Closed lifei176 closed 6 months ago
Go to the config.yaml and change the biomart_host to "http://nov2020.archive.ensembl.org"
@lifei176
Indeed, the answer of @Raghav1881 is correct.
Thank you :)
Best,
S
Quick question on this - when I replaced the biomart url with the archive for mm10 (nov2020), the download_genome_annotations job retrieved GRCm38.p6 as expected, but the NCBI assembly information gathered after appears to be associated with mm39 - will this lead to issues?
####### Example output 2024-08-01 11:59:07,085 Download gene annotation INFO Using genome: GRCm38.p6
2024-08-01 11:59:07,099 Download gene annotation INFO Found corresponding genome Id 52 on NCBI
2024-08-01 11:59:07,616 Download gene annotation INFO Found corresponding assembly Id 7358741 on NCBI
2024-08-01 11:59:08,133 Download gene annotation INFO Downloading assembly information from: ftp://ftp.ncbi.nlm.nih.gov/genomes/all/GCF/000/001/635/GCF_000001635.27_GRCm39/GCF_000001635.27_GRCm39_assembly_report.txt
^ A quick selection of a few loci from the genome_annotations.tsv match the mm10 annotation, so I feel it may be fine, but I just want to make sure nothing downstream is complicated by the mismatch
Same issue here, it is not about the biomart version.

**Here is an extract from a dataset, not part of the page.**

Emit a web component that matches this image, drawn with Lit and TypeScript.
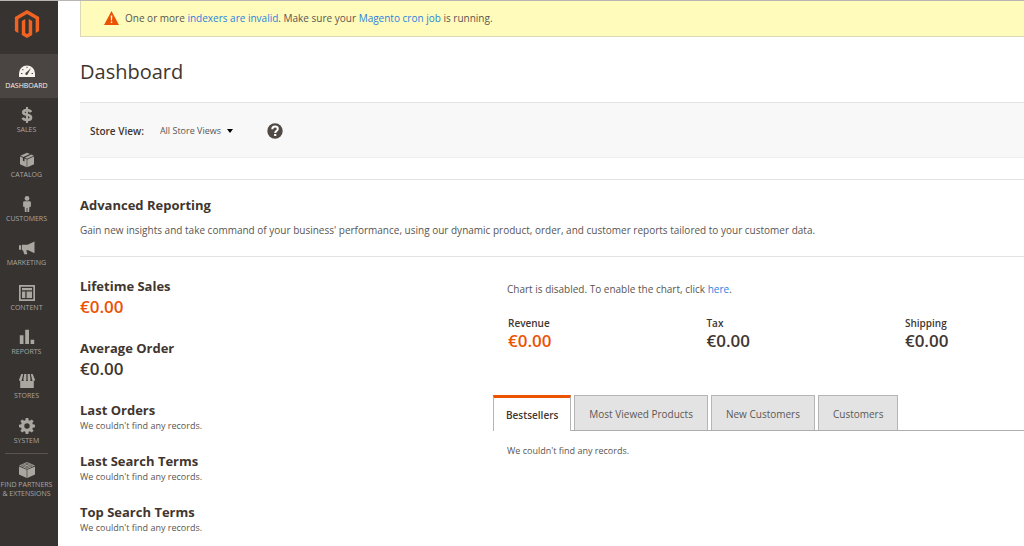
import { LitElement, html, css, svg } from "lit";
import { customElement, state } from "lit/decorators.js";
import { classMap } from "lit/directives/class-map.js";

const icons = {
  dashboard: svg`<path fill-rule="evenodd" d="M0 14V10.500a8 8 0 0 1 16 0V14zM2 10v1.100h1.400V10zm1.700-4.100-.7.800 1 .9.700-.8zM7.500 3.700v1.400h1V3.700zM12.600 10v1.100H14V10zM12.100 5 7.500 9.300a1.300 1.300 0 1 0 1.400 1.400z"/>`,
  sales: svg`<path fill="none" stroke="currentColor" stroke-width="2.700" d="M12 5.200C11.300 3.800 10 3.200 8 3.200 5.600 3.200 4.300 4 4.300 5.500 4.300 9 12 6.500 12 10.400c0 1.700-1.500 2.500-4 2.500-2.300 0-3.700-.7-4.300-2.200"/><path d="M7 0h2v16H7z"/>`,
  catalog: svg`<path d="M8 .8 11 2 4.400 5 1.300 3.700zM12.300 2.500l2.600 1.200L8 6.700 5.800 5.700zM1 4.600l2.900 1.200v3l1.600.8V6.500l2.200.9v7.800L1 12.300zM15 4.600v7.700l-6.700 2.900V7.400z"/>`,
  customers: svg`<circle cx="8" cy="2.400" r="2.400"/><path d="M5.400 5.200h5.200q1.300 0 1.300 1.300v4.200h-1.400v-.4l-.4 5.700H8.400v-4h-.8v4H5.900l-.4-5.700v.4H4.100V6.500q0-1.300 1.300-1.300z"/>`,
  marketing: svg`<path d="M15.500 1.500v11.700L9.300 10.300H7.200l1.200 4H5.300L4 10.300H3V4.800h5.500zM0 5.300h2.200v4.500H0z"/>`,
  content: svg`<path fill-rule="evenodd" d="M0 0h16v16H0zM1.700 1.700v12.600h12.600V1.700zM3 3h10v2.200H3zM3 6.600h3.300V13H3zM7.600 6.600H13V13H7.600z"/>`,
  reports: svg`<path d="M.8 6.200h3.700V15H.8zM6.200.8H10V15H6.200zM11.600 10.800h3.600V15h-3.600z"/>`,
  stores: svg`<path d="M2.300 1h1.900L2.900 6.800a1.400 1.400 0 0 1-2.900 0zM5.200 1h2.200v5.800a1.500 1.500 0 0 1-3 0zM8.600 1h2.200l.8 5.800a1.500 1.500 0 0 1-3 0zM11.800 1h1.900L16 6.800a1.400 1.400 0 0 1-2.900 0zM1.200 8.100h13.600V15H1.200z"/>`,
  system: svg`<path fill-rule="evenodd" d="M6.700 0h2.600l.4 2.200 1.200.5 1.900-1.300 1.800 1.800-1.300 1.900.5 1.200 2.200.4v2.600l-2.200.4-.5 1.200 1.300 1.900-1.800 1.800-1.900-1.300-1.200.5-.4 2.200H6.700l-.4-2.200-1.200-.5-1.900 1.300-1.800-1.800 1.300-1.900-.5-1.200L0 9.300V6.700l2.200-.4.500-1.200-1.300-1.900 1.800-1.800 1.900 1.300 1.200-.5zM8 5.300a2.700 2.700 0 1 0 0 5.400 2.700 2.700 0 0 0 0-5.400z"/>`,
  partners: svg`<path d="M0 4.400l7.700 3.300V16L0 12.500zM16 4.400v8.100L8.300 16V7.700z"/><path d="M8 0l7.900 3.600L8 7.200.1 3.600z"/><g fill="none" stroke="#373330" stroke-width=".6"><ellipse cx="8" cy="1.900" rx="1.700" ry=".7"/><ellipse cx="4.500" cy="3.600" rx="1.700" ry=".7"/><ellipse cx="11.500" cy="3.600" rx="1.700" ry=".7"/><ellipse cx="8" cy="5.300" rx="1.700" ry=".7"/></g>`,
};

const sections: { label: string; icon: keyof typeof icons }[] = [
  { label: "Dashboard", icon: "dashboard" },
  { label: "Sales", icon: "sales" },
  { label: "Catalog", icon: "catalog" },
  { label: "Customers", icon: "customers" },
  { label: "Marketing", icon: "marketing" },
  { label: "Content", icon: "content" },
  { label: "Reports", icon: "reports" },
  { label: "Stores", icon: "stores" },
  { label: "System", icon: "system" },
];

@customElement("admin-menu")
class AdminMenu extends LitElement {
  static styles = css`
    :host {
      display: block;
      background: #373330;
      color: #aaa6a0;
    }
    .logo {
      display: block;
      height: 28px;
      padding: 9px 5px 16px 0;
      text-align: center;
    }
    .logo-mark {
      width: 28px;
      height: 28px;
      fill: #f26322;
    }
    .items {
      list-style: none;
      margin: 0;
      padding: 0;
      display: grid;
      grid-auto-rows: 1fr;
      height: 399px;
    }
    .link {
      box-sizing: border-box;
      height: 100%;
      display: flex;
      flex-direction: column;
      align-items: center;
      gap: 2px;
      padding: 9px 5px 0 0;
      color: inherit;
      text-decoration: none;
      text-transform: uppercase;
      font-size: 7px;
      line-height: 9px;
      text-align: center;
      white-space: nowrap;
    }
    .active {
      background: #4a4542;
      color: #f7f3eb;
    }
    .icon {
      flex: none;
      width: 16px;
      height: 16px;
      fill: currentColor;
    }
    .divider {
      margin: 0 10px 0 5px;
      border: 0;
      border-top: 1px solid #5a5350;
    }
    .partners {
      height: auto;
      padding-top: 8px;
    }
  `;

  render() {
    return html`
      <a class="logo" href="#" aria-label="Magento Admin">
        <svg class="logo-mark" viewBox="0 0 24 24">
          <path d="M12 24l-4.450-2.570V9.380l2.970-1.720v12.050l1.480.910 1.490-.910V7.660l2.970 1.720v12.050zM22.390 6v11.990l-2.970 1.720V7.710L12 3.430 4.570 7.710v12.010l-2.960-1.730V6L12 0z" />
        </svg>
      </a>
      <nav>
        <ul class="items">
          ${sections.map(
            (s, i) => html`<li>
              <a class=${classMap({ link: true, active: i === 0 })} href="#">
                <svg class="icon" viewBox="0 0 16 16" aria-hidden="true">${icons[s.icon]}</svg>
                <span>${s.label}</span>
              </a>
            </li>`
          )}
        </ul>
        <hr class="divider" />
        <a class="link partners" href="#">
          <svg class="icon" viewBox="0 0 16 16" aria-hidden="true">${icons.partners}</svg>
          <span>Find Partners<br />&amp; Extensions</span>
        </a>
      </nav>
    `;
  }
}

@customElement("dashboard-tabs")
class DashboardTabs extends LitElement {
  @state() private selected = 0;

  private tabs = ["Bestsellers", "Most Viewed Products", "New Customers", "Customers"];

  static styles = css`
    :host {
      display: block;
    }
    .tabs {
      display: flex;
      gap: 3px;
      border-bottom: 1px solid #adadad;
    }
    .tab {
      box-sizing: border-box;
      height: 35px;
      padding: 2px 14px 0;
      border: 1px solid #b5b5b5;
      border-bottom: 0;
      background: #e3e3e3;
      color: #5c5855;
      font: 400 10px/16px "Open Sans", sans-serif;
    }
    .selected {
      height: 36px;
      margin-bottom: -1px;
      padding: 0 12px;
      border-top: 3px solid #eb5202;
      background: #fff;
      color: #41362f;
      font-weight: 600;
    }
    .panel {
      margin: 0;
      padding: 14px;
      font-size: 9px;
      line-height: 12px;
    }
  `;

  render() {
    return html`
      <div class="tabs" role="tablist">
        ${this.tabs.map(
          (t, i) => html`<button
            class=${classMap({ tab: true, selected: i === this.selected })}
            role="tab"
            aria-selected=${i === this.selected}
            @click=${() => (this.selected = i)}
          >${t}</button>`
        )}
      </div>
      <p class="panel" role="tabpanel">We couldn't find any records.</p>
    `;
  }
}

@customElement("app-root")
class AppRoot extends LitElement {
  static styles = css`
    :host {
      box-sizing: border-box;
      display: grid;
      grid-template-columns: 58px minmax(0, 1fr);
      min-height: 100vh;
      border-top: 1px solid #b8b5b2;
      background: #fff;
      color: #5a5551;
      font: 400 10px/14px "Open Sans", sans-serif;
    }
    .page {
      padding-left: 22px;
    }
    .link {
      color: #2b82e0;
      text-decoration: none;
    }
    .notice {
      display: flex;
      align-items: center;
      gap: 6px;
      box-sizing: border-box;
      height: 36px;
      padding: 0 0 1px 23px;
      border-left: 1px solid #dbd8b8;
      border-bottom: 1px solid #dbd8b8;
      background: #fffbbb;
    }
    .warning {
      width: 15px;
      height: 14px;
    }
    .title {
      margin: 20px 0 16px;
      color: #41362f;
      font-size: 20px;
      line-height: 29px;
      font-weight: 400;
    }
    .toolbar {
      display: flex;
      align-items: center;
      box-sizing: border-box;
      height: 56px;
      padding: 2px 0 0 10px;
      border-top: 1px solid #e3e3e3;
      border-bottom: 1px solid #eee;
      background: #f8f8f8;
    }
    .label {
      color: #41362f;
      font-size: 10px;
      font-weight: 600;
    }
    .select {
      display: flex;
      align-items: center;
      margin: 0 34px 0 16px;
    }
    .stores {
      appearance: none;
      margin: 0;
      padding: 0 12px 0 0;
      border: 0;
      background: none;
      color: #5a5551;
      font: 400 9px/14px "Open Sans", sans-serif;
    }
    .caret {
      width: 6px;
      height: 4px;
      margin-left: -7px;
      pointer-events: none;
    }
    .help {
      display: flex;
      padding: 0;
      border: 0;
      background: none;
    }
    .help-icon {
      width: 16px;
      height: 16px;
    }
    .reporting {
      margin-top: 21px;
      padding: 15px 0 19px;
      border: 1px solid #e3e3e3;
      border-width: 1px 0;
    }
    .heading {
      margin: 0;
      color: #41362f;
      font-size: 13px;
      line-height: 20px;
      font-weight: 700;
    }
    .intro {
      margin: 8px 0 0;
    }
    .columns {
      display: grid;
      grid-template-columns: 7fr 9fr;
      padding-top: 19px;
    }
    .amount {
      margin: 0;
      color: #41362f;
      font-size: 17px;
      line-height: 22px;
      font-weight: 600;
    }
    .accent {
      color: #eb5202;
    }
    .stat {
      margin-bottom: 20px;
    }
    .records {
      margin-bottom: 19px;
    }
    .empty {
      margin: 0;
      font-size: 9px;
      line-height: 12px;
    }
    .chart {
      margin: 6px 0 20px 14px;
    }
    .totals {
      display: grid;
      grid-template-columns: 5fr 5fr 3fr;
      margin: 0 0 43px 15px;
    }
  `;

  private stat(name: string, accent: boolean) {
    return html`<section class="stat">
      <h2 class="heading">${name}</h2>
      <p class=${classMap({ amount: true, accent })}>€0.00</p>
    </section>`;
  }

  private records(name: string) {
    return html`<section class="records">
      <h2 class="heading">${name}</h2>
      <p class="empty">We couldn't find any records.</p>
    </section>`;
  }

  private total(name: string, accent: boolean) {
    return html`<div>
      <span class="label">${name}</span>
      <p class=${classMap({ amount: true, accent })}>€0.00</p>
    </div>`;
  }

  render() {
    return html`
      <admin-menu></admin-menu>
      <main class="page">
        <div class="notice" role="status">
          <svg class="warning" viewBox="0 0 15 14" aria-hidden="true">
            <path fill="#eb5202" d="M7.500 0 15 14H0z" />
            <path fill="#fff" d="M6.700 4.500h1.600l-.3 5H7zM6.800 10.500h1.400V12H6.800z" />
          </svg>
          <span
            >One or more <a class="link" href="#">indexers are invalid</a>. Make sure your
            <a class="link" href="#">Magento cron job</a> is running.</span
          >
        </div>
        <h1 class="title">Dashboard</h1>
        <div class="toolbar">
          <label class="label" for="store">Store View:</label>
          <div class="select">
            <select class="stores" id="store">
              <option>All Store Views</option>
            </select>
            <svg class="caret" viewBox="0 0 6 4" aria-hidden="true"><path d="M0 0h6L3 4z" /></svg>
          </div>
          <button class="help" aria-label="Help">
            <svg class="help-icon" viewBox="0 0 16 16" aria-hidden="true">
              <circle cx="8" cy="8" r="7.700" fill="#514943" />
              <path fill="none" stroke="#fff" stroke-width="2" d="M5.300 6.200C5.300 4.400 6.400 3.600 8 3.600s2.800.8 2.800 2.300C10.800 7.600 8.200 7.800 8.200 10" />
              <path fill="#fff" d="M7.100 11h2.200v2H7.100z" />
            </svg>
          </button>
        </div>
        <section class="reporting">
          <h2 class="heading">Advanced Reporting</h2>
          <p class="intro">
            Gain new insights and take command of your business' performance, using our dynamic product, order, and
            customer reports tailored to your customer data.
          </p>
        </section>
        <div class="columns">
          <div>
            ${this.stat("Lifetime Sales", true)} ${this.stat("Average Order", false)}
            ${this.records("Last Orders")} ${this.records("Last Search Terms")}
            ${this.records("Top Search Terms")}
          </div>
          <div>
            <p class="chart">Chart is disabled. To enable the chart, click <a class="link" href="#">here</a>.</p>
            <div class="totals">
              ${this.total("Revenue", true)} ${this.total("Tax", false)} ${this.total("Shipping", false)}
            </div>
            <dashboard-tabs></dashboard-tabs>
          </div>
        </div>
      </main>
    `;
  }
}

I'm not sure whether it might bring any uncertainties. Any comments appreciated.
p.s. I've tried my best to let it download from https://ftp.ncbi.nlm.nih.gov/genomes/all/GCF/000/001/635/GCF_000001635.26_GRCm38.p6/GCF_000001635.26_GRCm38.p6_assembly_report.txt, but I can't figure out where it generates genome_annotation.tsv and chromsizes.tsv. Reading the source code is really headache...
^ A quick selection of a few loci from the genome_annotations.tsv match the mm10 annotation, so I feel it may be fine, but I just want to make sure nothing downstream is complicated by the mismatch
Sorry to say dude @yahbish , I also checked this out, it influenced a lot. First, to make it clear, the genome_annotation.tsv is mm39 version; Second, for a gene like, the 38 and 39 versions could be very different. A million-level bp mismatch could turn the analysis into meaningless.
Hi @PhrenoVermouth and @yahbish
Yes, indeed it's important that you use the correct genome annotation file! However, in your case I'm quite sure it downloaded the correct genome annotation file, the chromsizes file might be wrong though (this I would download manually from: https://hgdownload.cse.ucsc.edu/goldenPath/mm10/bigZips/
Also now we have a new command in pycisTopic to download this data:
see
pycistopic tss get_tss --help
Best,
Seppe
Thank you for your response! I managed to find a workaround for [issue #401] (https://github.com/aertslab/scenicplus/issues/401). Although the log output still shows mm39 under INFO, the underlying content appears to be corrected.
In reviewing the source code, I noticed an odd behavior: it initially pulls the correct information from the mm38 Ensembl archive (manually specified), but then, when it detects the default version in NCBI as mm39, the Ensembl results aren’t output in the final data. Given my limited coding experience, I wasn't able to investigate further, but I hope this insight helps.
In the "download_genome_annotations" step, "GRCm39" is the target genome for downstream analyses when tha species is mouse. However, compared with "GRCm39", "GRCm38" (mm10) is much more widely used. Can we optimize the code so that "GRCm38" will be the target genome? This will help the community a lot, especially for those exploring mouse data. Thank you in advance.